# START OF Given material

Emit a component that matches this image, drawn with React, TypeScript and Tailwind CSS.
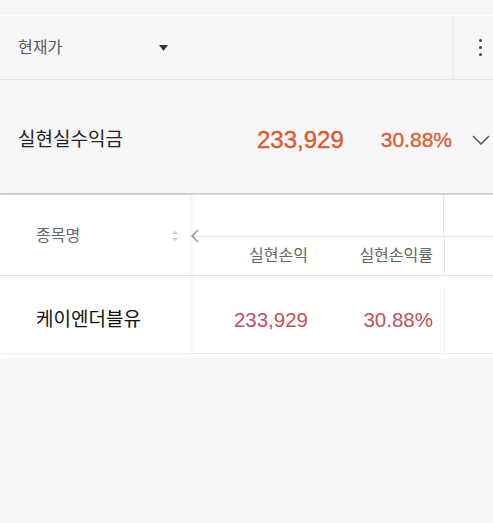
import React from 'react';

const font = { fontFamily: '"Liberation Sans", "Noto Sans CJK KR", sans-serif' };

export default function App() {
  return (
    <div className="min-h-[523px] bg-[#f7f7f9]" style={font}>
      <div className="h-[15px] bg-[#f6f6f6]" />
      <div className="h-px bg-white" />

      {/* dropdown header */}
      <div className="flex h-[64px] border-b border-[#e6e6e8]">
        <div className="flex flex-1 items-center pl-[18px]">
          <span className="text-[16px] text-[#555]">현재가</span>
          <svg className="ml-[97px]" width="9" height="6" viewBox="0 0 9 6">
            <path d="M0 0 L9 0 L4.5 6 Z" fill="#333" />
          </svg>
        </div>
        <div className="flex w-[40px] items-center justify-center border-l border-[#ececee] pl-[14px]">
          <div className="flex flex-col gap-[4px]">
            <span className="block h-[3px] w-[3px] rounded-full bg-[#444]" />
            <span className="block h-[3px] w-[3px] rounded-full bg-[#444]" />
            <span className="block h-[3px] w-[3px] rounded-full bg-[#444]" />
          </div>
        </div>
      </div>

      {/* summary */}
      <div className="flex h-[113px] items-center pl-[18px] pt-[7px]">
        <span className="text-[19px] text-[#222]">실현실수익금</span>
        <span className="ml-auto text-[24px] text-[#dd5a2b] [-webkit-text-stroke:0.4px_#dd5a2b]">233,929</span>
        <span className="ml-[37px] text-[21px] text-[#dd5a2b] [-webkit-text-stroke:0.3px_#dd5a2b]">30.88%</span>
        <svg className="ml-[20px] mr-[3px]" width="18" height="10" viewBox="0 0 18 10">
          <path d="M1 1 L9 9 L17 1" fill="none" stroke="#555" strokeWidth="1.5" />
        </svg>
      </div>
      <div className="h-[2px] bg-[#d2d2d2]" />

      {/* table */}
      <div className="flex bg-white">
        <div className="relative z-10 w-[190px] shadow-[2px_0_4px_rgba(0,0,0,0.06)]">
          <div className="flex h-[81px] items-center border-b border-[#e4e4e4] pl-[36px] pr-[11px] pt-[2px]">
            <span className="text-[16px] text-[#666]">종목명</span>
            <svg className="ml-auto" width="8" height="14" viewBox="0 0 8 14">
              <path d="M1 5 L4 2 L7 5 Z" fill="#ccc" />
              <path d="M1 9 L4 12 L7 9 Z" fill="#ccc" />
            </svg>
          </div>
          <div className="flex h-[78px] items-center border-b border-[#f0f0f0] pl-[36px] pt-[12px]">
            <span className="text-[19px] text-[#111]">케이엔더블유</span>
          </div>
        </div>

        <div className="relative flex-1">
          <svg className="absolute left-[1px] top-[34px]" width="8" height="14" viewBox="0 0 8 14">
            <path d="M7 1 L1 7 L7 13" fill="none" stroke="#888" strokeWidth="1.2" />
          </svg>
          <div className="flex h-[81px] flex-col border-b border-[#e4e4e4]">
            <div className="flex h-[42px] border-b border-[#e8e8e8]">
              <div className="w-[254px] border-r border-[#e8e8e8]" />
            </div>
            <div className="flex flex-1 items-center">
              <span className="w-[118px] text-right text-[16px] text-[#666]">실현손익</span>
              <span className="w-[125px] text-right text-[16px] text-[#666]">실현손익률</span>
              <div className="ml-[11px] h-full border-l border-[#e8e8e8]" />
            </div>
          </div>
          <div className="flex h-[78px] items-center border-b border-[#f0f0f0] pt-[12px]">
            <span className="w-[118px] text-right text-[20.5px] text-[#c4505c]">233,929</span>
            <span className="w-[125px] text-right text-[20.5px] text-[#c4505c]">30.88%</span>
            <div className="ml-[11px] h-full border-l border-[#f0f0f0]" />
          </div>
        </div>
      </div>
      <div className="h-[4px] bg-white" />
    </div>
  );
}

# END OF Given material

# What to produce:
Do not copy the pictures, but repeat every line exactly.

# Result of this task:
Emit a component that matches this image, drawn with React, TypeScript and Tailwind CSS.
import React from 'react';

const font = { fontFamily: '"Liberation Sans", "Noto Sans CJK KR", sans-serif' };

export default function App() {
  return (
    <div className="min-h-[523px] bg-[#f7f7f9]" style={font}>
      <div className="h-[15px] bg-[#f6f6f6]" />
      <div className="h-px bg-white" />

      {/* dropdown header */}
      <div className="flex h-[64px] border-b border-[#e6e6e8]">
        <div className="flex flex-1 items-center pl-[18px]">
          <span className="text-[16px] text-[#555]">현재가</span>
          <svg className="ml-[97px]" width="9" height="6" viewBox="0 0 9 6">
            <path d="M0 0 L9 0 L4.5 6 Z" fill="#333" />
          </svg>
        </div>
        <div className="flex w-[40px] items-center justify-center border-l border-[#ececee] pl-[14px]">
          <div className="flex flex-col gap-[4px]">
            <span className="block h-[3px] w-[3px] rounded-full bg-[#444]" />
            <span className="block h-[3px] w-[3px] rounded-full bg-[#444]" />
            <span className="block h-[3px] w-[3px] rounded-full bg-[#444]" />
          </div>
        </div>
      </div>

      {/* summary */}
      <div className="flex h-[113px] items-center pl-[18px] pt-[7px]">
        <span className="text-[19px] text-[#222]">실현실수익금</span>
        <span className="ml-auto text-[24px] text-[#dd5a2b] [-webkit-text-stroke:0.4px_#dd5a2b]">233,929</span>
        <span className="ml-[37px] text-[21px] text-[#dd5a2b] [-webkit-text-stroke:0.3px_#dd5a2b]">30.88%</span>
        <svg className="ml-[20px] mr-[3px]" width="18" height="10" viewBox="0 0 18 10">
          <path d="M1 1 L9 9 L17 1" fill="none" stroke="#555" strokeWidth="1.5" />
        </svg>
      </div>
      <div className="h-[2px] bg-[#d2d2d2]" />

      {/* table */}
      <div className="flex bg-white">
        <div className="relative z-10 w-[190px] shadow-[2px_0_4px_rgba(0,0,0,0.06)]">
          <div className="flex h-[81px] items-center border-b border-[#e4e4e4] pl-[36px] pr-[11px] pt-[2px]">
            <span className="text-[16px] text-[#666]">종목명</span>
            <svg className="ml-auto" width="8" height="14" viewBox="0 0 8 14">
              <path d="M1 5 L4 2 L7 5 Z" fill="#ccc" />
              <path d="M1 9 L4 12 L7 9 Z" fill="#ccc" />
            </svg>
          </div>
          <div className="flex h-[78px] items-center border-b border-[#f0f0f0] pl-[36px] pt-[12px]">
            <span className="text-[19px] text-[#111]">케이엔더블유</span>
          </div>
        </div>

        <div className="relative flex-1">
          <svg className="absolute left-[1px] top-[34px]" width="8" height="14" viewBox="0 0 8 14">
            <path d="M7 1 L1 7 L7 13" fill="none" stroke="#888" strokeWidth="1.2" />
          </svg>
          <div className="flex h-[81px] flex-col border-b border-[#e4e4e4]">
            <div className="flex h-[42px] border-b border-[#e8e8e8]">
              <div className="w-[254px] border-r border-[#e8e8e8]" />
            </div>
            <div className="flex flex-1 items-center">
              <span className="w-[118px] text-right text-[16px] text-[#666]">실현손익</span>
              <span className="w-[125px] text-right text-[16px] text-[#666]">실현손익률</span>
              <div className="ml-[11px] h-full border-l border-[#e8e8e8]" />
            </div>
          </div>
          <div className="flex h-[78px] items-center border-b border-[#f0f0f0] pt-[12px]">
            <span className="w-[118px] text-right text-[20.5px] text-[#c4505c]">233,929</span>
            <span className="w-[125px] text-right text-[20.5px] text-[#c4505c]">30.88%</span>
            <div className="ml-[11px] h-full border-l border-[#f0f0f0]" />
          </div>
        </div>
      </div>
      <div className="h-[4px] bg-white" />
    </div>
  );
}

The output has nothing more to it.